--- Start Data shown ---

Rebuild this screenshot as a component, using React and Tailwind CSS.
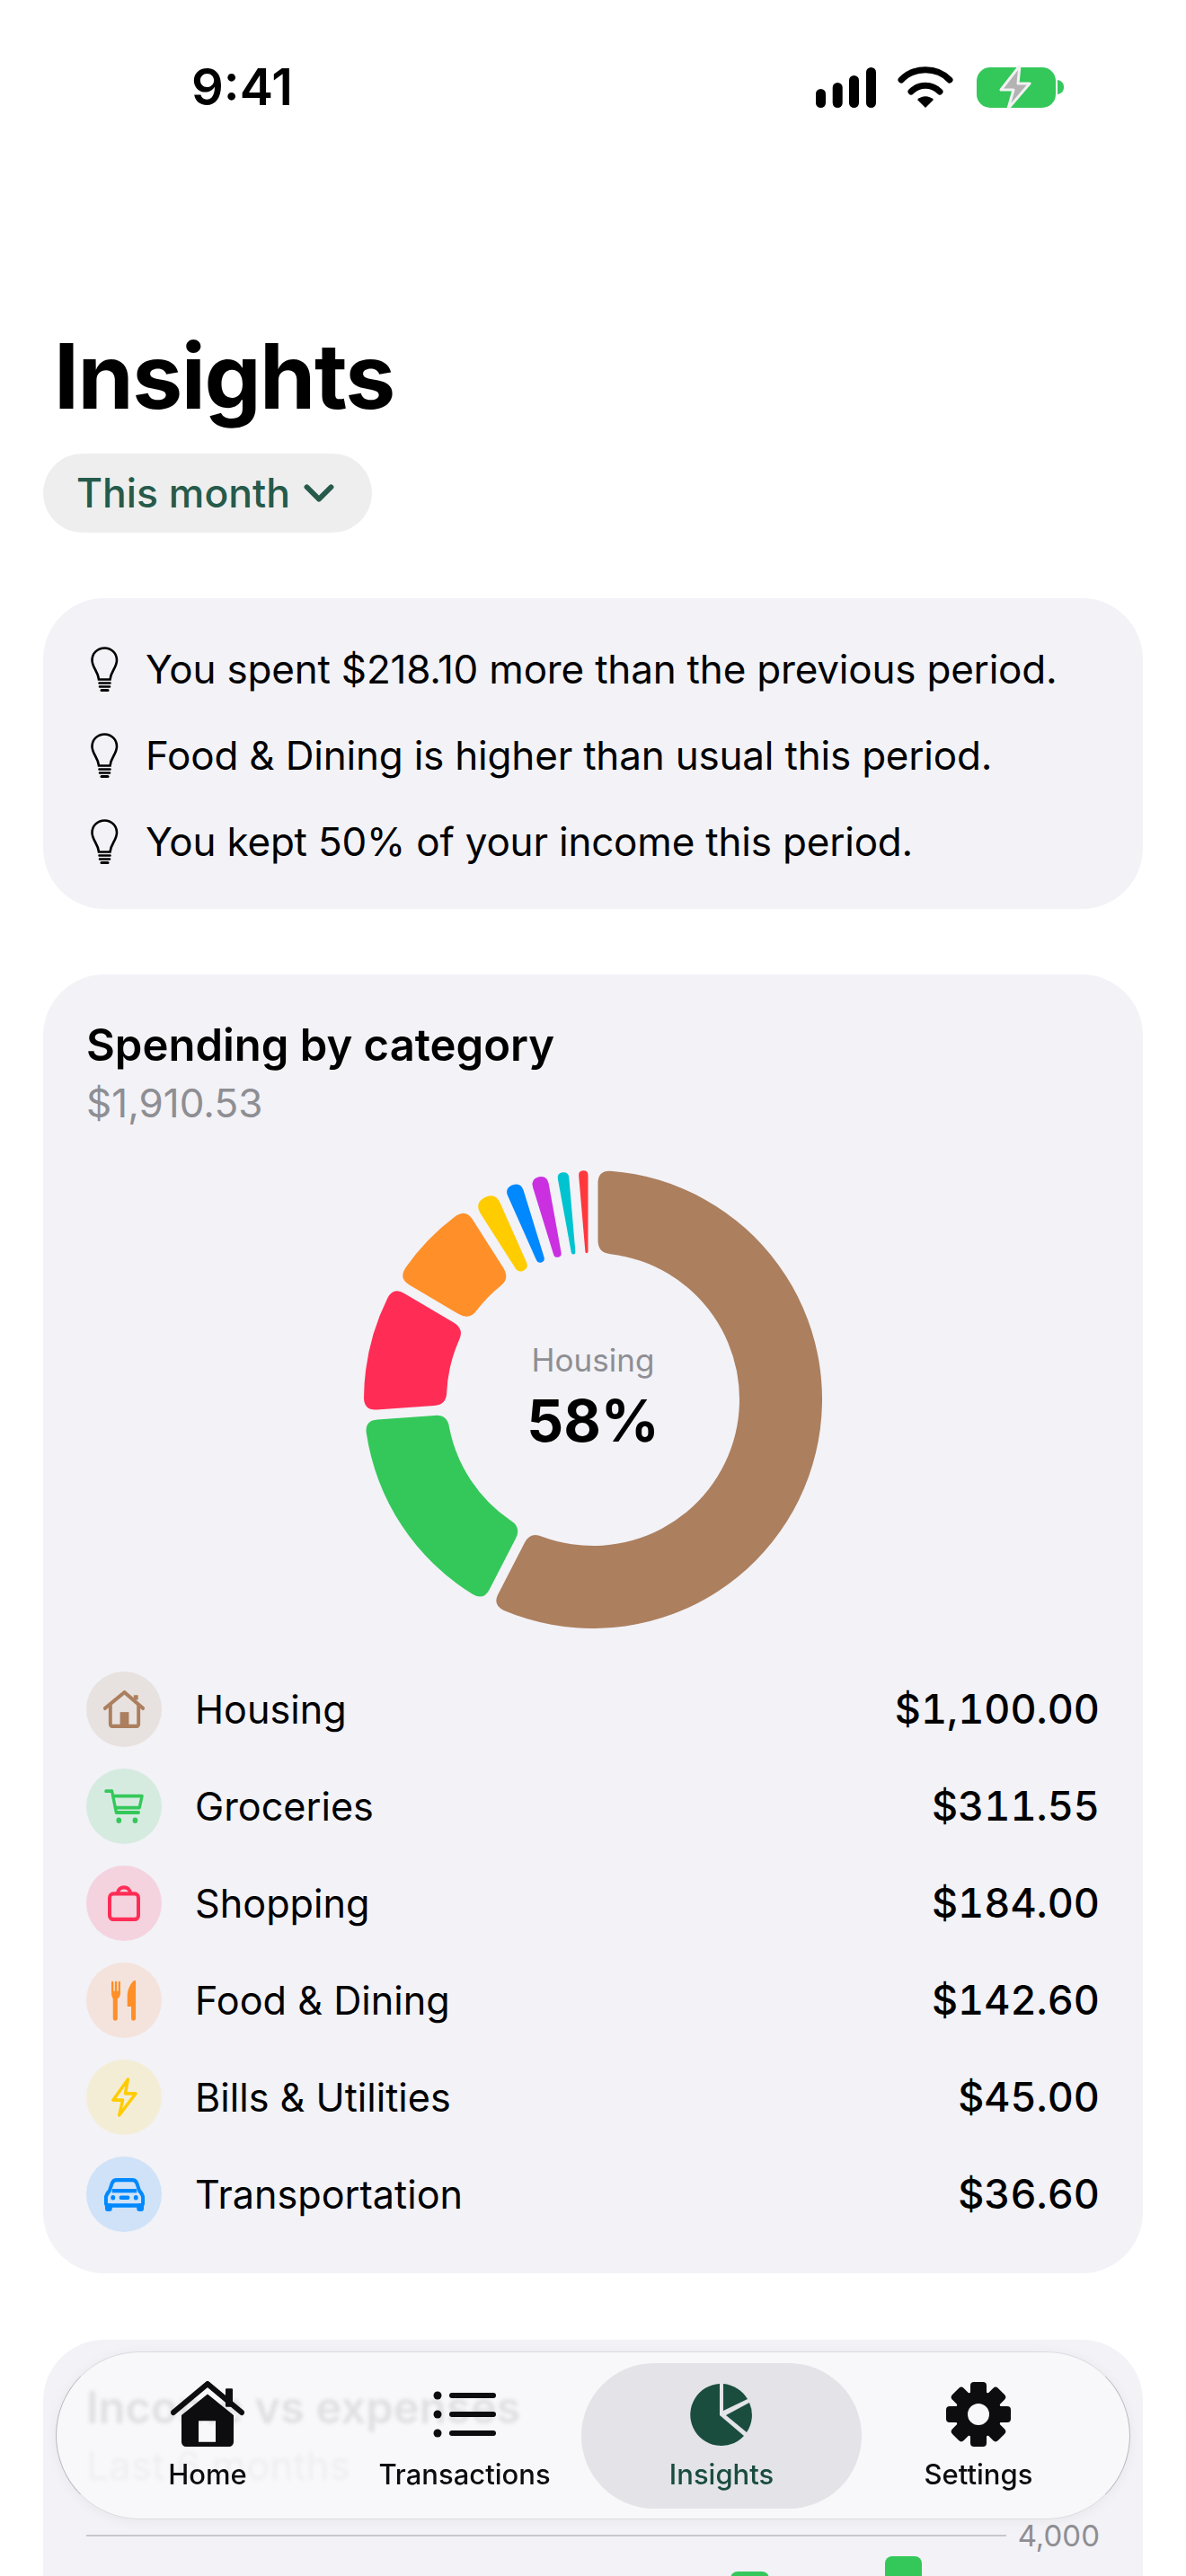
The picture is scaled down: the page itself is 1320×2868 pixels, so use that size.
import React from 'react';
import { ChevronDown } from 'lucide-react';

const font = { fontFamily: 'Inter, "Liberation Sans", sans-serif' };

// clockwise degrees from the top, one slice per category
const slices = [
  { color: '#ac7f5e', value: 1100 },
  { color: '#34c85a', value: 311.55 },
  { color: '#ff2d55', value: 184 },
  { color: '#ff8f28', value: 142.6 },
  { color: '#ffcc00', value: 45 },
  { color: '#0088ff', value: 36.6 },
  { color: '#cb30e0', value: 36 },
  { color: '#00c3d0', value: 28.78 },
  { color: '#ff383c', value: 26 },
];

const categories = [
  { name: 'Housing', amount: '$1,100.00', bg: '#e7e2df', color: '#ac7f5e', icon: 'house' },
  { name: 'Groceries', amount: '$311.55', bg: '#d6ebe0', color: '#34c85a', icon: 'cart' },
  { name: 'Shopping', amount: '$184.00', bg: '#f4d3df', color: '#ff2d55', icon: 'bag' },
  { name: 'Food & Dining', amount: '$142.60', bg: '#f4e3dc', color: '#ff8f28', icon: 'fork' },
  { name: 'Bills & Utilities', amount: '$45.00', bg: '#f4edd6', color: '#ffcc00', icon: 'bolt' },
  { name: 'Transportation', amount: '$36.60', bg: '#cfe2f7', color: '#0088ff', icon: 'car' },
];

const tips = [
  'You spent $218.10 more than the previous period.',
  'Food & Dining is higher than usual this period.',
  'You kept 50% of your income this period.',
];

const R = 255;
const r = 163;
const C = 255;
const GAP = 11;

function pt(rad, deg) {
  const a = (deg * Math.PI) / 180;
  return [C + rad * Math.sin(a), C - rad * Math.cos(a)];
}
const f = (p) => p[0].toFixed(2) + ' ' + p[1].toFixed(2);

function slicePath(a0, a1) {
  const off = (rad) => (Math.asin(GAP / 2 / rad) * 180) / Math.PI;
  const o0 = a0 + off(R);
  const o1 = a1 - off(R);
  const i0 = a0 + off(r);
  const i1 = a1 - off(r);
  const widthOut = ((o1 - o0) * Math.PI * R) / 180;
  const widthIn = ((i1 - i0) * Math.PI * r) / 180;
  const cO = Math.min(14, widthOut / 2);
  const cI = Math.min(14, widthIn / 2);
  const dO = ((cO / R) * 180) / Math.PI;
  const dI = ((cI / r) * 180) / Math.PI;
  const big0 = o1 - o0 - 2 * dO > 180 ? 1 : 0;
  const big1 = i1 - i0 - 2 * dI > 180 ? 1 : 0;
  return [
    'M' + f(pt(R, o0 + dO)),
    `A${R} ${R} 0 ${big0} 1 ` + f(pt(R, o1 - dO)),
    'Q' + f(pt(R, o1)) + ' ' + f(pt(R - cO, a1 - off(R - cO))),
    'L' + f(pt(r + cI, a1 - off(r + cI))),
    'Q' + f(pt(r, i1)) + ' ' + f(pt(r, i1 - dI)),
    `A${r} ${r} 0 ${big1} 0 ` + f(pt(r, i0 + dI)),
    'Q' + f(pt(r, i0)) + ' ' + f(pt(r + cI, a0 + off(r + cI))),
    'L' + f(pt(R - cO, a0 + off(R - cO))),
    'Q' + f(pt(R, o0)) + ' ' + f(pt(R, o0 + dO)),
    'Z',
  ].join(' ');
}

function Donut() {
  const total = slices.reduce((s, x) => s + x.value, 0);
  let at = 0;
  return (
    <svg width="510" height="510" viewBox="0 0 510 510">
      {slices.map((s) => {
        const a0 = at;
        at += (s.value / total) * 360;
        return <path key={s.color} d={slicePath(a0, at)} fill={s.color} />;
      })}
    </svg>
  );
}

function Bulb() {
  return (
    <svg width="31" height="50" viewBox="0 0 31 50" fill="none" stroke="#000" strokeWidth="2.6" strokeLinecap="round" className="shrink-0">
      <path d="M15.500 1.500C7.500 1.500 1.500 7.500 1.500 15c0 4 1.500 7 3.500 10.500 2 3.500 3.500 7 4 11h12.500c.5-4 2-7.500 4-11 2-3.500 3.500-6.500 3.500-10.500 0-7.500-6-13.500-13.500-13.500z" />
      <path d="M9.500 40.500h12M10 44.500h11" />
      <path d="M12 48.500h7" strokeWidth="3" />
    </svg>
  );
}

function CategoryIcon({ type, color }) {
  if (type === 'house')
    return (
      <svg width="47" height="42" viewBox="0 0 48 40" preserveAspectRatio="none" fill="none" stroke={color} strokeWidth="4" strokeLinecap="round" strokeLinejoin="round">
        <path d="M2 19 24 2l21 17" />
        <path d="M8 16v20a2 2 0 0 0 2 2h28a2 2 0 0 0 2-2V16" />
        <path d="M37 10V5" strokeWidth="5" strokeLinecap="butt" />
        <rect x="19" y="23" width="10" height="15" fill={color} stroke="none" />
      </svg>
    );
  if (type === 'cart')
    return (
      <svg width="44" height="39" viewBox="0 0 46 36" preserveAspectRatio="none" fill="none" stroke={color} strokeWidth="3.5" strokeLinecap="round" strokeLinejoin="round">
        <path d="M2 2h7l5 22h26" />
        <path d="M10 7h34l-3 12H13" />
        <circle cx="17" cy="32" r="3" fill={color} stroke="none" />
        <circle cx="36" cy="32" r="3" fill={color} stroke="none" />
      </svg>
    );
  if (type === 'bag')
    return (
      <svg width="36" height="40" viewBox="0 0 36 38" preserveAspectRatio="none" fill="none" stroke={color} strokeWidth="4" strokeLinejoin="round">
        <rect x="2" y="9" width="32" height="27" rx="4" />
        <path d="M11 9c0-9 14-9 14 0" />
      </svg>
    );
  if (type === 'fork')
    return (
      <svg width="28" height="45" viewBox="0 0 30 42" preserveAspectRatio="none" fill={color}>
        <path d="M0 2a1.2 1.2 0 0 1 2.5 0v9h1.6V2a1.2 1.2 0 0 1 2.5 0v9h1.6V2a1.2 1.2 0 0 1 2.5 0v11c0 3-1.500 5-3.400 6v20a2.700 2.700 0 0 1-5.400 0V19C1.500 18 0 16 0 13z" />
        <path d="M29 1v38a2.700 2.700 0 0 1-5.400 0V27H19V16C19 9 23 3 27 0c1-.6 2 0 2 1z" />
      </svg>
    );
  if (type === 'bolt')
    return (
      <svg width="29" height="44" viewBox="0 0 30 42" preserveAspectRatio="none" fill="none" stroke={color} strokeWidth="3.5" strokeLinejoin="round" strokeLinecap="round">
        <path d="M19 2 2 24h11L9 40l19-23H16z" />
      </svg>
    );
  return (
    <svg width="47" height="37" viewBox="0 0 48 34" preserveAspectRatio="none" fill="none">
      <path d="M3 20c0-3 2-5 4-7l3-8c1-2 3-3 5-3h18c2 0 4 1 5 3l3 8c2 2 4 4 4 7v6a2 2 0 0 1-2 2H5a2 2 0 0 1-2-2z" stroke={color} strokeWidth="4" />
      <path d="M10 13h28" stroke={color} strokeWidth="4" />
      <rect x="2" y="26" width="8" height="8" rx="3" fill={color} />
      <rect x="38" y="26" width="8" height="8" rx="3" fill={color} />
      <circle cx="11" cy="20" r="2.5" fill={color} />
      <circle cx="37" cy="20" r="2.5" fill={color} />
      <rect x="18" y="18" width="12" height="4" rx="2" fill={color} />
    </svg>
  );
}

function StatusIcons() {
  return (
    <div className="flex items-center">
      <svg width="67" height="45" viewBox="0 0 67 45" fill="#000">
        <rect x="0" y="24" width="11" height="21" rx="5.500" />
        <rect x="18.700" y="17" width="11" height="28" rx="5.500" />
        <rect x="37" y="9" width="11" height="36" rx="5.500" />
        <rect x="56" y="0" width="11" height="45" rx="5.500" />
      </svg>
      <svg width="62" height="46" viewBox="0 0 62 46" className="ml-[24px]" fill="none" stroke="#000" strokeWidth="7" strokeLinecap="round">
        <path d="M4 15C18 0 44 0 58 15" />
        <path d="M15 28c9-9 23-9 32 0" />
        <path d="M22 37 31 46 40 37C35 32 27 32 22 37z" fill="#000" stroke="none" />
      </svg>
      <svg width="97" height="48" viewBox="0 0 97 48" className="ml-[26px]" fill="none">
        <rect x="0" y="2" width="88" height="45" rx="15" fill="#34c85a" />
        <path d="M90 16c5 1 7 4 7 8s-2 7-7 8z" fill="#34c85a" />
        <path d="M48 0 27 27h14l-6 21 24-28H46z" fill="#b3b3b3" stroke="#f2f2f2" strokeWidth="3" strokeLinejoin="round" />
      </svg>
    </div>
  );
}

function NavHome() {
  return (
    <svg width="82" height="74" viewBox="0 0 82 72" preserveAspectRatio="none" fill="#0d0d0f">
      <path d="M3 34 41 3l38 31" fill="none" stroke="#0d0d0f" strokeWidth="6" strokeLinecap="round" strokeLinejoin="round" />
      <rect x="61" y="8" width="8" height="20" rx="1" />
      <path fillRule="evenodd" d="M41 14 12 37v29a5 5 0 0 0 5 5h48a5 5 0 0 0 5-5V37zM31 43v23h19V43z" />
    </svg>
  );
}

function NavList() {
  return (
    <svg width="70" height="54" viewBox="0 0 70 54" fill="#0d0d0f">
      <circle cx="5" cy="6" r="4.500" />
      <circle cx="5" cy="27" r="4.500" />
      <circle cx="5" cy="48" r="4.500" />
      <rect x="18" y="3" width="52" height="6" rx="3" />
      <rect x="18" y="24" width="52" height="6" rx="3" />
      <rect x="18" y="45" width="52" height="6" rx="3" />
    </svg>
  );
}

function NavPie() {
  return (
    <svg width="70" height="70" viewBox="0 0 70 70" fill="#1a4d3e">
      <path d="M33 1A34.500 34.500 0 1 0 60 59L33 36z" />
      <path d="M37 1c11 1 21 7 27 17L37 31z" />
      <path d="M66 22a34 34 0 0 1-3 33L40 36z" />
    </svg>
  );
}

function NavGear() {
  const teeth = [0, 45, 90, 135, 180, 225, 270, 315];
  return (
    <svg width="72" height="72" viewBox="0 0 72 72" fill="#0d0d0f">
      {teeth.map((t) => (
        <rect key={t} x="27" y="0" width="18" height="20" rx="4" transform={`rotate(${t} 36 36)`} />
      ))}
      <path fillRule="evenodd" d="M36 10a26 26 0 1 0 0 52 26 26 0 0 0 0-52zm0 14a12 12 0 1 1 0 24 12 12 0 0 1 0-24z" />
    </svg>
  );
}

const navItems = [
  { label: 'Home', icon: <NavHome /> },
  { label: 'Transactions', icon: <NavList /> },
  { label: 'Insights', icon: <NavPie />, active: true },
  { label: 'Settings', icon: <NavGear /> },
];

export default function App() {
  return (
    <div style={font} className="relative w-[1320px] h-[2868px] overflow-hidden bg-white text-black">
      <div className="flex items-center justify-between h-[60px] mt-[67px] pl-[213px] pr-[136px]">
        <span className="text-[56px] font-semibold leading-none">9:41</span>
        <StatusIcons />
      </div>

      <div className="px-[48px]">
        <h1 className="mt-[234px] ml-[12px] text-[100px] leading-[116px] font-bold tracking-[-1.5px]">Insights</h1>
        <button className="mt-[28px] flex items-center gap-[5px] h-[88px] w-[366px] pl-[37px] rounded-[44px] bg-[#eeeeee] text-[#265a4a] text-[44.500px] font-medium">
          This month
          <ChevronDown size={54} strokeWidth={2.600} />
        </button>

        <section className="mt-[73px] h-[346px] rounded-[68px] bg-[#f2f2f7] pl-[53px] pt-[55px] flex flex-col">
          {tips.map((t) => (
            <div key={t} className="flex items-center gap-[30px] h-[48px] mb-[48px] last:mb-0">
              <Bulb />
              <p className="text-[44px] leading-[48px] tracking-[-0.2px]">{t}</p>
            </div>
          ))}
        </section>

        <section className="mt-[73px] h-[1446px] rounded-[68px] bg-[#f2f2f7] px-[48px] pt-[49px]">
          <h2 className="text-[49px] leading-[60px] font-semibold">Spending by category</h2>
          <p className="mt-[4px] text-[44px] leading-[60px] text-[#8e8e93]">$1,910.53</p>
          <div className="relative mx-auto mt-[45px] w-[510px] h-[510px]">
            <Donut />
            <div className="absolute inset-0 flex flex-col items-center justify-center">
              <span className="text-[35px] leading-[44px] text-[#8e8e93]">Housing</span>
              <span className="mt-[4px] text-[64px] leading-[84px] font-bold">58%</span>
            </div>
          </div>
          <div className="mt-[48px] flex flex-col gap-[24px]">
            {categories.map((c) => (
              <div key={c.name} className="flex items-center h-[84px]">
                <div style={{ backgroundColor: c.bg }} className="flex items-center justify-center w-[84px] h-[84px] rounded-full">
                  <CategoryIcon type={c.icon} color={c.color} />
                </div>
                <span className="ml-[37px] flex-1 text-[43.200px]">{c.name}</span>
                <span className="text-[45px] font-medium tabular-nums">{c.amount}</span>
              </div>
            ))}
          </div>
        </section>

        <section className="mt-[74px] h-[400px] rounded-[68px] bg-[#f2f2f7] px-[48px] pt-[46px]">
          <h2 className="text-[49px] leading-[60px] font-semibold">Income vs expenses</h2>
          <p className="mt-[4px] text-[44px] leading-[60px] text-[#8e8e93]">Last 6 months</p>
          <div className="mt-[26px] flex items-center gap-[13px]">
            <div className="flex-1 h-[2px] bg-[#c7c7cc]" />
            <span className="text-[33px] leading-[44px] text-[#8e8e93]">4,000</span>
          </div>
          <div className="relative">
            <div className="absolute left-[717px] top-[18px] w-[43px] h-[60px] rounded-t-[8px] bg-[#34c85a]" />
            <div className="absolute left-[889px] top-[1px] w-[41px] h-[60px] rounded-t-[8px] bg-[#34c85a]" />
          </div>
        </section>
      </div>

      <nav className="absolute left-[62px] top-[2618px] w-[1196px] h-[187px] rounded-[94px] bg-[#f8f8fb]/90 backdrop-blur-[2px] border-[1.500px] border-[#b8b8bd] border-t-[#dcdce0] border-b-[#dcdce0] shadow-[0_2px_14px_rgba(0,0,0,0.05)] flex items-center pl-[25px]">
        {navItems.map((n) => (
          <div
            key={n.label}
            className={`h-[162px] rounded-[81px] flex flex-col items-center justify-end pb-[20px] ${n.active ? 'w-[312px] -mx-[13px] bg-[#e3e3e8] text-[#1a4d3e]' : 'w-[286px] text-[#0d0d0f]'}`}
          >
            <div className="flex items-center justify-center h-[74px]">{n.icon}</div>
            <span className="mt-[12px] text-[31px] leading-[36px] font-medium">{n.label}</span>
          </div>
        ))}
      </nav>
    </div>
  );
}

--- End Data shown ---

▶ Aim
Return nothing but the lines running from the start of the data to the line with "const f = (p)", please, both ends included and no pictures.

▶ Output for this task
Rebuild this screenshot as a component, using React and Tailwind CSS.
The picture is scaled down: the page itself is 1320×2868 pixels, so use that size.
import React from 'react';
import { ChevronDown } from 'lucide-react';

const font = { fontFamily: 'Inter, "Liberation Sans", sans-serif' };

// clockwise degrees from the top, one slice per category
const slices = [
  { color: '#ac7f5e', value: 1100 },
  { color: '#34c85a', value: 311.55 },
  { color: '#ff2d55', value: 184 },
  { color: '#ff8f28', value: 142.6 },
  { color: '#ffcc00', value: 45 },
  { color: '#0088ff', value: 36.6 },
  { color: '#cb30e0', value: 36 },
  { color: '#00c3d0', value: 28.78 },
  { color: '#ff383c', value: 26 },
];

const categories = [
  { name: 'Housing', amount: '$1,100.00', bg: '#e7e2df', color: '#ac7f5e', icon: 'house' },
  { name: 'Groceries', amount: '$311.55', bg: '#d6ebe0', color: '#34c85a', icon: 'cart' },
  { name: 'Shopping', amount: '$184.00', bg: '#f4d3df', color: '#ff2d55', icon: 'bag' },
  { name: 'Food & Dining', amount: '$142.60', bg: '#f4e3dc', color: '#ff8f28', icon: 'fork' },
  { name: 'Bills & Utilities', amount: '$45.00', bg: '#f4edd6', color: '#ffcc00', icon: 'bolt' },
  { name: 'Transportation', amount: '$36.60', bg: '#cfe2f7', color: '#0088ff', icon: 'car' },
];

const tips = [
  'You spent $218.10 more than the previous period.',
  'Food & Dining is higher than usual this period.',
  'You kept 50% of your income this period.',
];

const R = 255;
const r = 163;
const C = 255;
const GAP = 11;

function pt(rad, deg) {
  const a = (deg * Math.PI) / 180;
  return [C + rad * Math.sin(a), C - rad * Math.cos(a)];
}
const f = (p) => p[0].toFixed(2) + ' ' + p[1].toFixed(2);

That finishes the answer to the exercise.